Há outros exemplos de vetos individuais. Em setembro de 2014 o ministro Luiz Fux decidiu sozinho que os 16 mil juízes brasileiros devem receber R$ 4.377 reais mensais de auxílio-moradia. Nunca levou sua liminar para avaliação dos colegas. Até agora, Fux custou R$ 1,25 bilhão aos cofres públicos. Nenhum deputado ou senador é capaz de impactar o orçamento unilateralmente nessa magnitude.
Com esse tipo de poder, é difícil dizer que um ministro do Supremo seja coadjuvante na política nacional. Nenhum ministro irá confirmar a existência e uso desse poder, é claro. Isso não seria compatível com a imagem oficial do Supremo.
Há outro exemplo de prerrogativa pouco conhecida, porém de grande utilidade. Os ministros comparecem às sessões de julgamento quando querem.

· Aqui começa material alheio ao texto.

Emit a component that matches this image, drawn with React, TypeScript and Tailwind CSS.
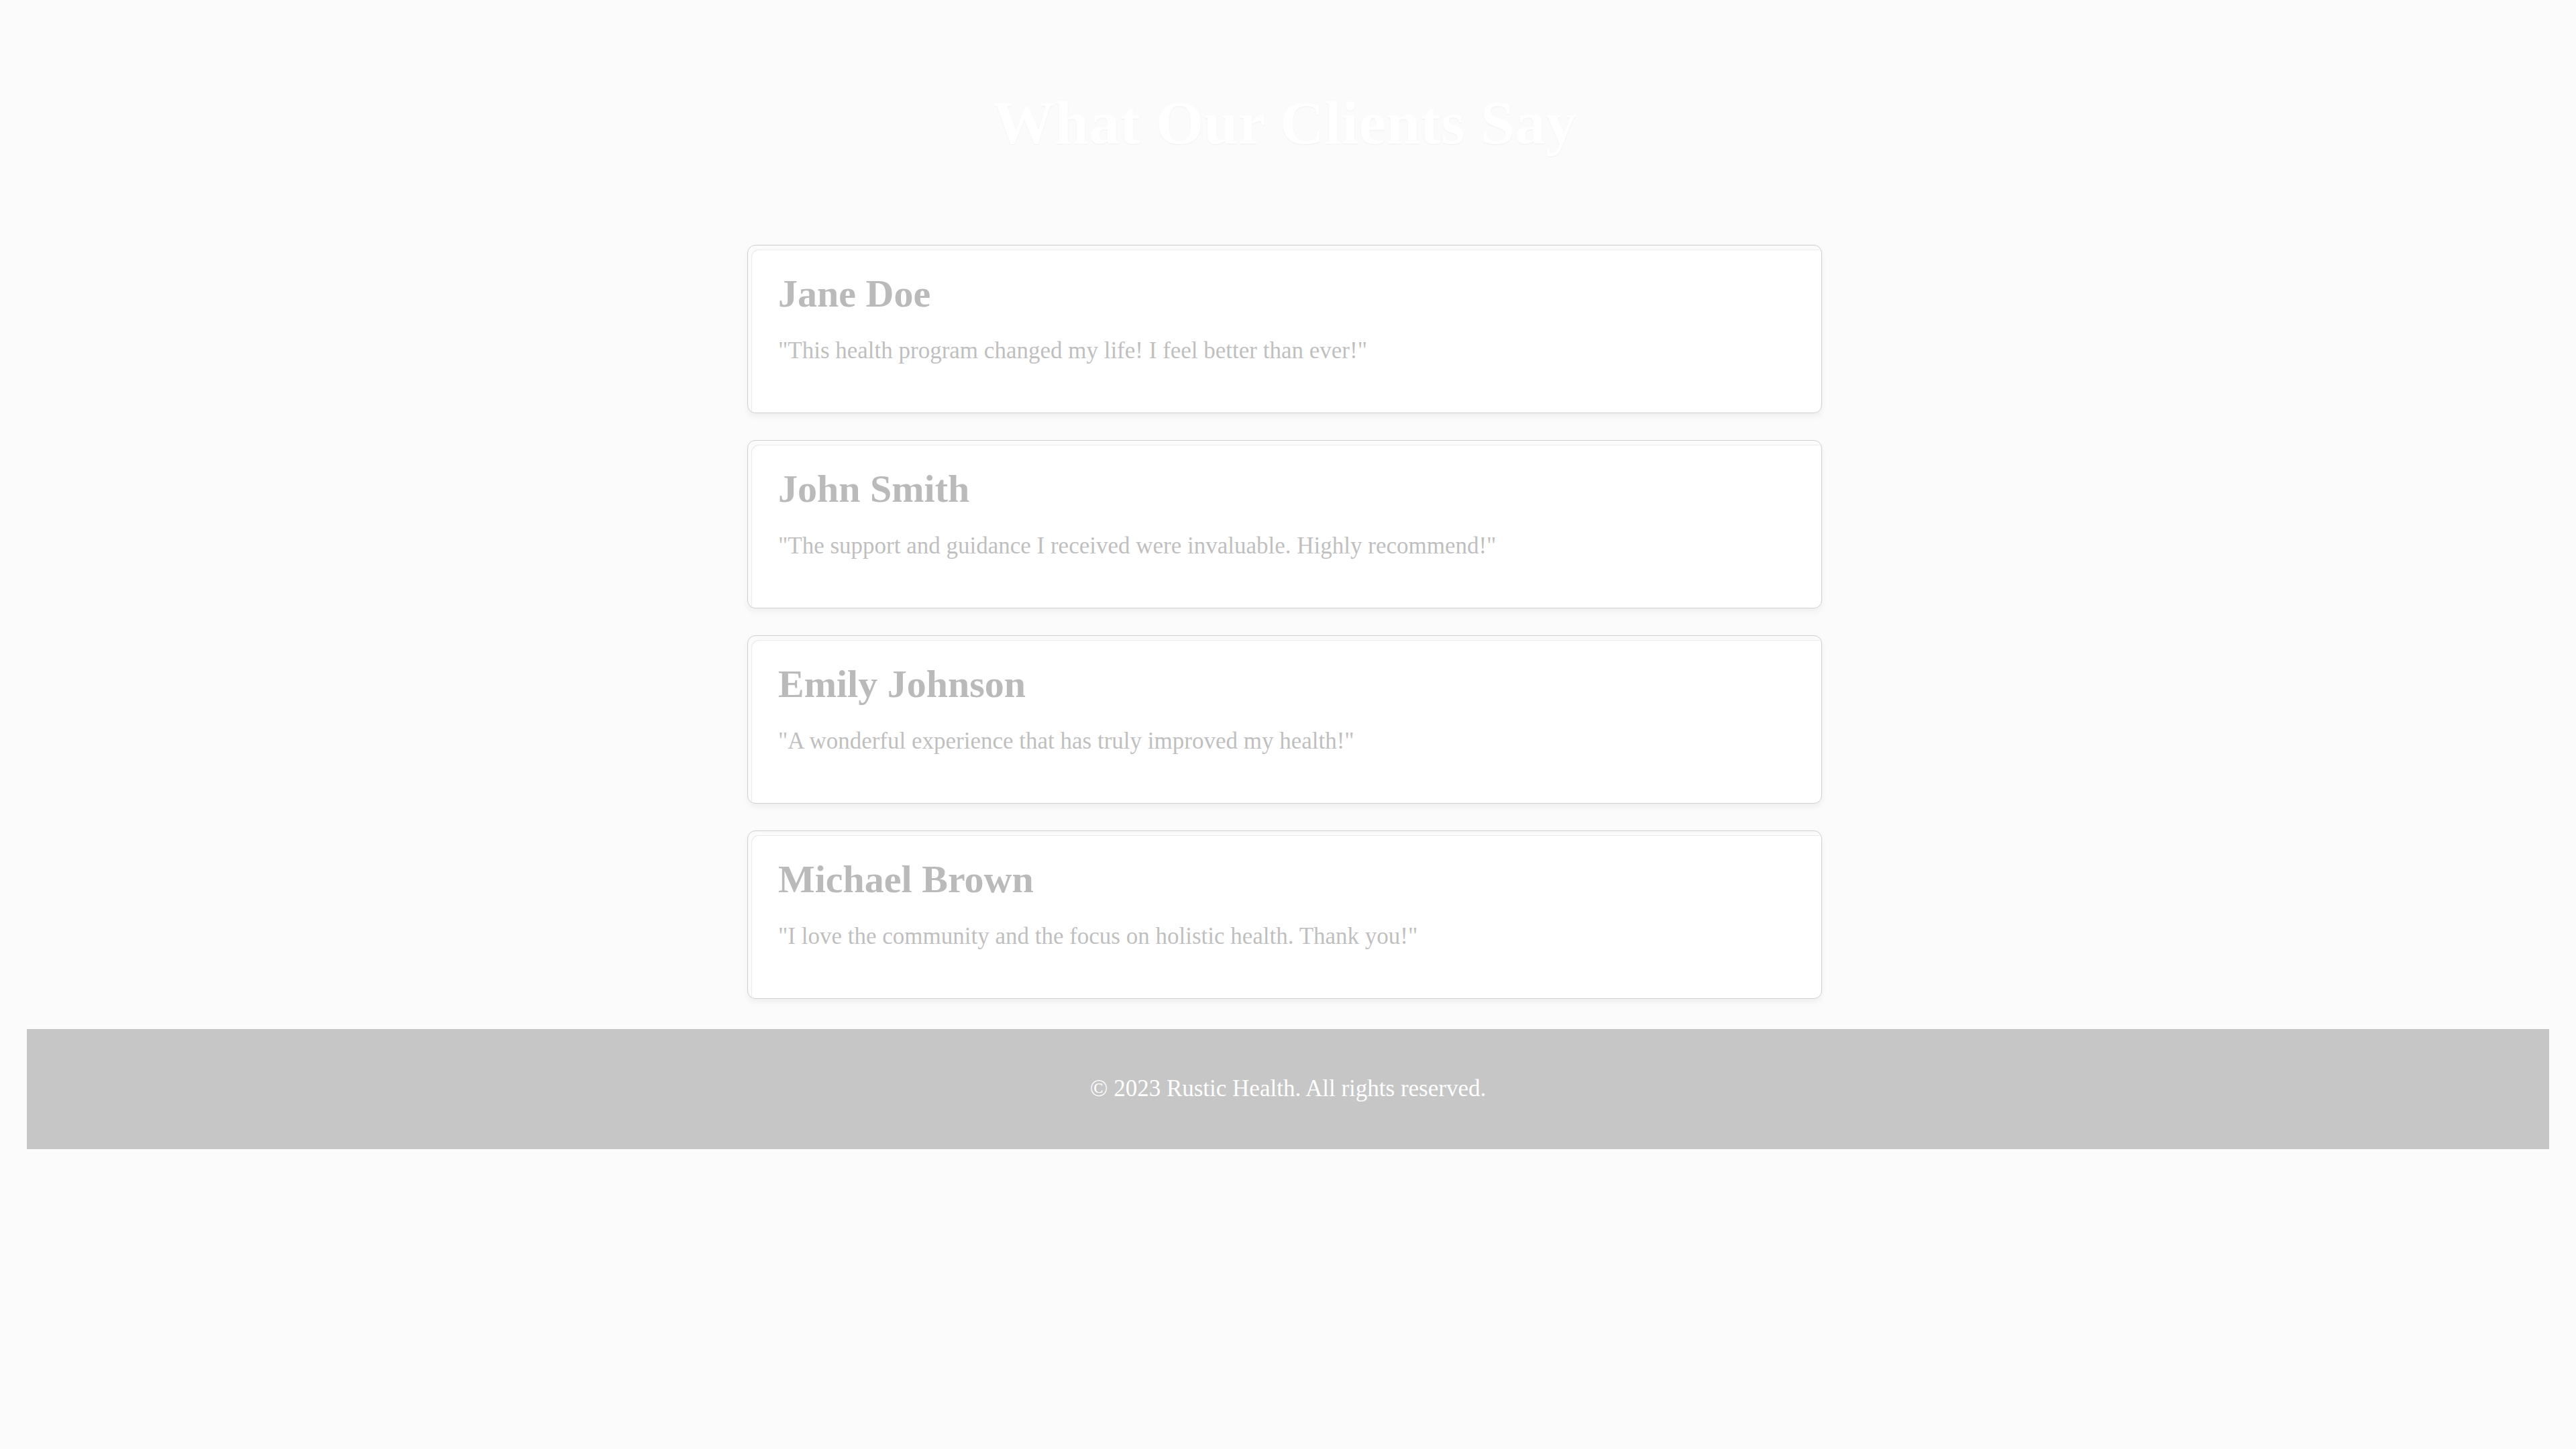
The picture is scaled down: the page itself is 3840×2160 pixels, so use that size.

Pesquisa do Supremo em Números mostra que, entre 1992 e 2013, grande quantidade de ministros faltou a 15% ou mais das sessões. Um ficou perto de 30%. O plenário só estava completo em uma de cada seis sessões de julgamento. A normalidade das faltas permite grandes coincidências. Gilmar Mendes não poderia levar ao plenário sua liminar sobre Lula na semana passada por estar em um evento acadêmico em Portugal. Qualquer ministro pode evitar uma sessão de julgamento que o coloque numa situação delicada.
Esse é o Supremo que chancela decisões da Lava Jato. Que decidiu e decidirá novamente sobre o rito do impeachment. Que atualmente avalia, inclusive, nomeações de ministros do governo federal. Um grupo de juízes que por vezes vota unido, mas que utiliza poderes peculiares para administrar escolhas individuais e gerenciar seus respectivos custos políticos. Um tribunal que perde cada vez mais seu pudor institucional.
Mais do que em outras épocas, hoje o STF sabe e faz a hora, não espera acontecer.

IVAR HARTMANN, 31, doutorando em direito constitucional na UERJ, é professor da Fundação Getúlio Vargas no Rio.